Silvergate Bank bites the dust; enters voluntary liquidation
Silvergate Bank finally bit the dust. The crypto-friendly bank, which has been struggling after the FTX scandal, is being shut down. The bank's holding company, Silvergate Capital, announced the decision to voluntarily liquidate the bank's operations. On March 1, the company had told investors it was assessing its ability to continue as a "going concern."
Why does this story matter?
- The crypto industry has been slowly recovering from the FTX fiasco. The Silvergate collapse is set to derail that recovery.
- The bank's absence in the crypto landscape will be hard to miss. Silvergate's collapse will force crypto clients to look for other less-regulated options.
- This will further increase the volatility of the sector, inviting more regulatory pressure.

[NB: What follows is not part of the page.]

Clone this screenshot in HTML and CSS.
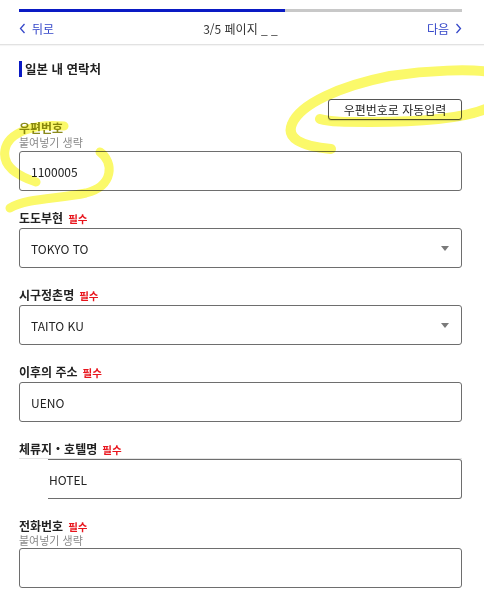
FILE: index.html
```html
<!DOCTYPE html>
<html lang="ko">
<head>
    <meta charset="UTF-8">
    <meta name="viewport" content="width=device-width, initial-scale=1.0">
    <title>일본 내 연락처</title>
    <link rel="stylesheet" href="styles.css">
</head>
<body>
    <header class="top">
        <div class="progress"><div class="progress-fill" style="width: 60%;"></div></div>
        <nav class="steps">
            <a href="#" class="step-link">
                <svg width="7" height="11" viewBox="0 0 7 11"><path d="M5.5 1 L1.5 5.5 L5.5 10" fill="none" stroke="currentColor" stroke-width="1.3"/></svg>
                뒤로
            </a>
            <span class="step-count">3/5 페이지 _ _</span>
            <a href="#" class="step-link step-next">
                다음
                <svg width="7" height="11" viewBox="0 0 7 11"><path d="M1.5 1 L5.5 5.5 L1.5 10" fill="none" stroke="currentColor" stroke-width="1.3"/></svg>
            </a>
        </nav>
    </header>

    <main class="form">
        <h2 class="section-title">일본 내 연락처</h2>

        <div class="auto-row">
            <button type="button" class="auto-btn">우편번호로 자동입력</button>
        </div>

        <div class="field field-first">
            <label class="label label-marked">우편번호</label>
            <div class="hint">붙여넣기 생략</div>
            <div class="box">1100005</div>
        </div>

        <div class="field">
            <label class="label">도도부현 <span class="req">필수</span></label>
            <div class="box select">TOKYO TO <span class="caret"></span></div>
        </div>

        <div class="field">
            <label class="label">시구정촌명 <span class="req">필수</span></label>
            <div class="box select">TAITO KU <span class="caret"></span></div>
        </div>

        <div class="field">
            <label class="label">이후의 주소 <span class="req">필수</span></label>
            <div class="box">UENO</div>
        </div>

        <div class="field">
            <label class="label">체류지・호텔명 <span class="req">필수</span></label>
            <div class="clipped">
                <div class="box box-clipped">HOTEL</div>
            </div>
        </div>

        <div class="field field-phone">
            <label class="label">전화번호 <span class="req">필수</span></label>
            <div class="hint">붙여넣기 생략</div>
            <div class="box"></div>
        </div>
    </main>

    <!-- highlighter marks drawn over the screenshot -->
    <svg class="marks" width="484" height="609" viewBox="0 0 484 609">
        <path d="M64 126 C36 123 8 132 5 150 C2 166 18 176 36 182" fill="none" stroke="#fbf96a" stroke-width="9" stroke-linecap="round"/>
        <path d="M100 152 C114 162 114 186 86 193 C58 199 26 198 10 208" fill="none" stroke="#fbf96a" stroke-width="9" stroke-linecap="round"/>
        <path d="M331 149 C300 146 286 138 292 124 C300 104 340 86 390 76 C430 70 470 69 490 72 M492 106 C470 118 420 122 370 122 C345 122 330 122 320 119" fill="none" stroke="#fbf96a" stroke-width="10" stroke-linecap="round"/>
    </svg>
</body>
</html>
```

FILE: styles.css
```css
body {
    margin: 0;
    background-color: #fff;
    font-family: "Noto Sans CJK KR", "Noto Sans", sans-serif;
    color: #222;
}
.top {
    padding: 9px 22px 0 19px;
    border-bottom: 1px solid #e2e2e2;
    box-shadow: 0 1px 1px rgba(0,0,0,0.04);
}
.progress {
    height: 3px;
    background-color: #c8c8c8;
}
.progress-fill {
    height: 3px;
    background-color: #0a1ac4;
}
.steps {
    display: grid;
    grid-template-columns: 1fr auto 1fr;
    align-items: center;
    height: 32px;
    font-size: 12px;
}
.step-link {
    display: flex;
    align-items: center;
    gap: 6px;
    color: #3547c9;
    text-decoration: none;
}
.step-next {
    justify-self: end;
}
.step-count {
    color: #333;
}
.form {
    padding: 16px 22px 20px 19px;
}
.section-title {
    margin: 0;
    border-left: 3px solid #0a1ac4;
    padding-left: 3px;
    font-size: 12.5px;
    line-height: 16px;
    font-weight: bold;
    color: #222;
}
.auto-row {
    display: flex;
    justify-content: flex-end;
    margin-top: 22px;
}
.auto-btn {
    font-family: inherit;
    font-size: 12px;
    line-height: 18px;
    width: 134px;
    height: 21px;
    padding: 0;
    background-color: #fff;
    color: #222;
    border: 1px solid #555;
    border-radius: 3px;
    box-shadow: 0 1px 1px rgba(0,0,0,0.15);
}
.field {
    margin-top: 20px;
}
.field-first {
    margin-top: 1px;
}
.field-phone {
    margin-top: 20px;
}
.label {
    display: flex;
    align-items: baseline;
    height: 14px;
    font-size: 12px;
    line-height: 14px;
    font-weight: bold;
    color: #222;
    margin-bottom: 3px;
}
.label-marked {
    color: #8a8a1c;
    margin-bottom: 0;
}
.req {
    color: #e8141c;
    font-size: 10.5px;
    margin-left: 5px;
}
.hint {
    height: 14px;
    font-size: 11px;
    line-height: 14px;
    color: #8a8a8a;
    margin-bottom: 2px;
}
.field-phone .hint {
    margin-bottom: 1px;
}
.field-phone .label {
    margin-bottom: 0;
}
.box {
    box-sizing: border-box;
    height: 40px;
    border: 1px solid #6e6e6e;
    border-radius: 3px;
    padding: 0 11px;
    display: flex;
    align-items: center;
    font-size: 12px;
    color: #222;
}
.select {
    justify-content: space-between;
}
.caret {
    width: 0;
    height: 0;
    border-left: 4px solid transparent;
    border-right: 4px solid transparent;
    border-top: 5px solid #7a7a7a;
    margin-right: 1px;
}
.clipped {
    border-top: 1px solid #e4e4e4;
    margin-top: -1px;
}
.box-clipped {
    margin-left: 29px;
    border-left: none;
    border-top-left-radius: 0;
    border-bottom-left-radius: 0;
    padding-left: 1px;
}
.marks {
    position: absolute;
    left: 0;
    top: 0;
    pointer-events: none;
    mix-blend-mode: multiply;
}
```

Bank will fully repay all deposits
Silvergate Capital attributed the decision to wind down the bank's operations to recent "industry and regulatory developments." Last week, the company failed to file its annual 10-K report and hinted at more regulatory scrutiny (both public and private). "The bank's wind down and liquidation plan includes full repayment of all deposits," the company said in a statement.
Customers withdrew $8.1bn from Silvergate after FTX collapsed
Silvergate's struggles are well-documented. The bank, which was a vital cog in the crypto ecosystem, was among the worst hit due to the FTX collapse. In the last quarter of 2022, customers withdrew $8.1 billion from the bank. Silvergate's preliminary, unaudited financial results for 2022 filed in January included a net loss attributable to common shareholders of $948.7 million.
Many crypto clients cut ties with Silvergate
In an SEC filing, the company later said its finances are even worse than first reported. Silvergate's crisis worsened after it sold off its assets at a loss and shut its flagship payments network dubbed Silvergate Exchange Network. Following the company's announcements, most of its crypto clients, including Coinbase, Galaxy, and Crypto.com raced to cut ties with it.
The liquidation will invite more regulatory scrutiny
Silvergate's decision to liquidate its banking operations will invite more regulatory scrutiny of crypto's influence on the traditional finance sector. "Today we are seeing what can happen when a bank is overreliant on a risky, volatile sector like cryptocurrencies," said Senator Sherrod Brown from Ohio, the chair of the Senate Banking, Housing, and Urban Affairs Committee.